▶ **Exercise**
Pick out every line with the word "this" and copy it.

▶ **Dataset content**
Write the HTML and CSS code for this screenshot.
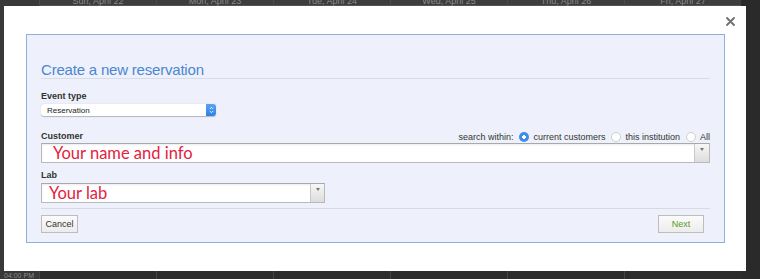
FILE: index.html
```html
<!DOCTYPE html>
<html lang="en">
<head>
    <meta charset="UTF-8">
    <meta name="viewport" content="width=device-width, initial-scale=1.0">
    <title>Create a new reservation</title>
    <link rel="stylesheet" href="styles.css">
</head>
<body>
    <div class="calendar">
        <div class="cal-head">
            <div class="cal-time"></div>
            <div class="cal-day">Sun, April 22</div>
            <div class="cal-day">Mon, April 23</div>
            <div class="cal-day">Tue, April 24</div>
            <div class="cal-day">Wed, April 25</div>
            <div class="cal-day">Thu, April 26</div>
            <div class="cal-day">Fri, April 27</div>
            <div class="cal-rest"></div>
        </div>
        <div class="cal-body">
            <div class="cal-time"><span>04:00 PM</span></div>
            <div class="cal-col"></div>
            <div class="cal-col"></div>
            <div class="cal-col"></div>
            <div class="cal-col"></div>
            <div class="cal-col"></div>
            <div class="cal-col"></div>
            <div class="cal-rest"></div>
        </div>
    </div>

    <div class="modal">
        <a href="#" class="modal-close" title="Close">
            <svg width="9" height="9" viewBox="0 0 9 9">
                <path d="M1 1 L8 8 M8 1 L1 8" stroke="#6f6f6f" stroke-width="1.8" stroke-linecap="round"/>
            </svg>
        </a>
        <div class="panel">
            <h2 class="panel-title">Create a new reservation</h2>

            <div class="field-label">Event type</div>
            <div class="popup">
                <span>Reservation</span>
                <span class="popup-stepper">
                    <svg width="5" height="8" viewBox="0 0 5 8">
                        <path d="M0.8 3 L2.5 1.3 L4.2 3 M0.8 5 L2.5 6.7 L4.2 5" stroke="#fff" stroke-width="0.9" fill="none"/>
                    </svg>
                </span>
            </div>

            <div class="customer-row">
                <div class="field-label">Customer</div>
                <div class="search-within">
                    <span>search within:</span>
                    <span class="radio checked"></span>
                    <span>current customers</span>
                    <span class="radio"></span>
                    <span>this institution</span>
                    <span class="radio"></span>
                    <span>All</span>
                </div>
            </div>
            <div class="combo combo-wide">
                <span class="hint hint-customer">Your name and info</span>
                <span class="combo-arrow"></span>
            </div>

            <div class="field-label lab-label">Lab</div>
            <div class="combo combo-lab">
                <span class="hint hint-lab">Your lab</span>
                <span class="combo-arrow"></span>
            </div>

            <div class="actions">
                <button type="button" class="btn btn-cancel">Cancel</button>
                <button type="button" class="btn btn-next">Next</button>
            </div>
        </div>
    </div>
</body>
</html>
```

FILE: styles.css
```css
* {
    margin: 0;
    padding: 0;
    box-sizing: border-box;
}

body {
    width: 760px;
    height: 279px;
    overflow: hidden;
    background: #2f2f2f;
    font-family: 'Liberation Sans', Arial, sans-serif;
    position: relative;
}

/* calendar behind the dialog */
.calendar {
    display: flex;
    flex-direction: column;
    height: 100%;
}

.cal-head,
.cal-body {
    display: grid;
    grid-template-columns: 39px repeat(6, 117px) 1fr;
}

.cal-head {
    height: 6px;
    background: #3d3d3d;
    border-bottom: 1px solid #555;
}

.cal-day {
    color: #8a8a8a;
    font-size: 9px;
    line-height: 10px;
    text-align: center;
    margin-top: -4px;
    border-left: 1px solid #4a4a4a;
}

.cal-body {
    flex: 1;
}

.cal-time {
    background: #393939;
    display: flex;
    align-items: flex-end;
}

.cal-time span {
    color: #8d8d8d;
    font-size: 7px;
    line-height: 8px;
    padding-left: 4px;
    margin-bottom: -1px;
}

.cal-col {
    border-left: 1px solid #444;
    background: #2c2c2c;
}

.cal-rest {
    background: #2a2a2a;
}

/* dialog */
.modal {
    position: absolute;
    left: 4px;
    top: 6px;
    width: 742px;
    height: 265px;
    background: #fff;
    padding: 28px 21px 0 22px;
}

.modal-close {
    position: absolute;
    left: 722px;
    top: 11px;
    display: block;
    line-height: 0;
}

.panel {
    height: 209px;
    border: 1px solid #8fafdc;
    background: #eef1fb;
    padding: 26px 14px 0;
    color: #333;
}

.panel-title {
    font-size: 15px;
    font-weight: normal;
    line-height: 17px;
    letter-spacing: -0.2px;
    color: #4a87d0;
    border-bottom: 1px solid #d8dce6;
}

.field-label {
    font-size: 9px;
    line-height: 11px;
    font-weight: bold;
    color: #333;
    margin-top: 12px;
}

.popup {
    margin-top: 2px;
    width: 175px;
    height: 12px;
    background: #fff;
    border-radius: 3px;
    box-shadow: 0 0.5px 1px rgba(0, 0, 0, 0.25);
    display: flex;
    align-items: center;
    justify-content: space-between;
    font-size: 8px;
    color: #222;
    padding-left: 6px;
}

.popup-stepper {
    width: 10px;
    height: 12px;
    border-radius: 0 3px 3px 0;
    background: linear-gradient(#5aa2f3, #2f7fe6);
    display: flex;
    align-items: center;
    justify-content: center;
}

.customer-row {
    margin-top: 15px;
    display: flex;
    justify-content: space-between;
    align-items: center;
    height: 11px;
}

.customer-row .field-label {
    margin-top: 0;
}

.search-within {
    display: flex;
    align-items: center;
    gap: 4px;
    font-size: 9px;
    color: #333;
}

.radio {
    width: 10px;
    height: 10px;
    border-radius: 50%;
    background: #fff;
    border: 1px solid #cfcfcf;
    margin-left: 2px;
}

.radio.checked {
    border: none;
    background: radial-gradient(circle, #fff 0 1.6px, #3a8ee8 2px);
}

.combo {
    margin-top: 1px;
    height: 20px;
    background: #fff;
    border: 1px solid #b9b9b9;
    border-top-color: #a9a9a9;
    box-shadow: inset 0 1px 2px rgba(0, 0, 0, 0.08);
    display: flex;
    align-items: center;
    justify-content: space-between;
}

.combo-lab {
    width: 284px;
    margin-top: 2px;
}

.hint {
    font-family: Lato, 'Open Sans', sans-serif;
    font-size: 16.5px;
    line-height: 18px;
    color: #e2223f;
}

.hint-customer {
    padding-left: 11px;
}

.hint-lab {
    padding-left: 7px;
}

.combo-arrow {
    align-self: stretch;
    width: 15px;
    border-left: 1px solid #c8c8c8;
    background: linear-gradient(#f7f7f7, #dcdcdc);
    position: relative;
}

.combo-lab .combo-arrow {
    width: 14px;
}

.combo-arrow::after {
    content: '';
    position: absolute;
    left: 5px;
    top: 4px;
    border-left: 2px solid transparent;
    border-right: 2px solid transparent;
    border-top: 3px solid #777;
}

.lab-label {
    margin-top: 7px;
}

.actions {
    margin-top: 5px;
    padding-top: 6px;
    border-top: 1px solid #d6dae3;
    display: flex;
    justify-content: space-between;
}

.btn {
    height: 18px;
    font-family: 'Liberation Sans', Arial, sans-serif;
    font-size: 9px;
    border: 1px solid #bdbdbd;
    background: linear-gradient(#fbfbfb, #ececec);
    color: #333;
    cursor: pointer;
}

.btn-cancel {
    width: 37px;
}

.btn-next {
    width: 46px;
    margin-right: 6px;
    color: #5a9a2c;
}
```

▶ **Task response**
Write the HTML and CSS code for this screenshot.
                    <span>this institution</span>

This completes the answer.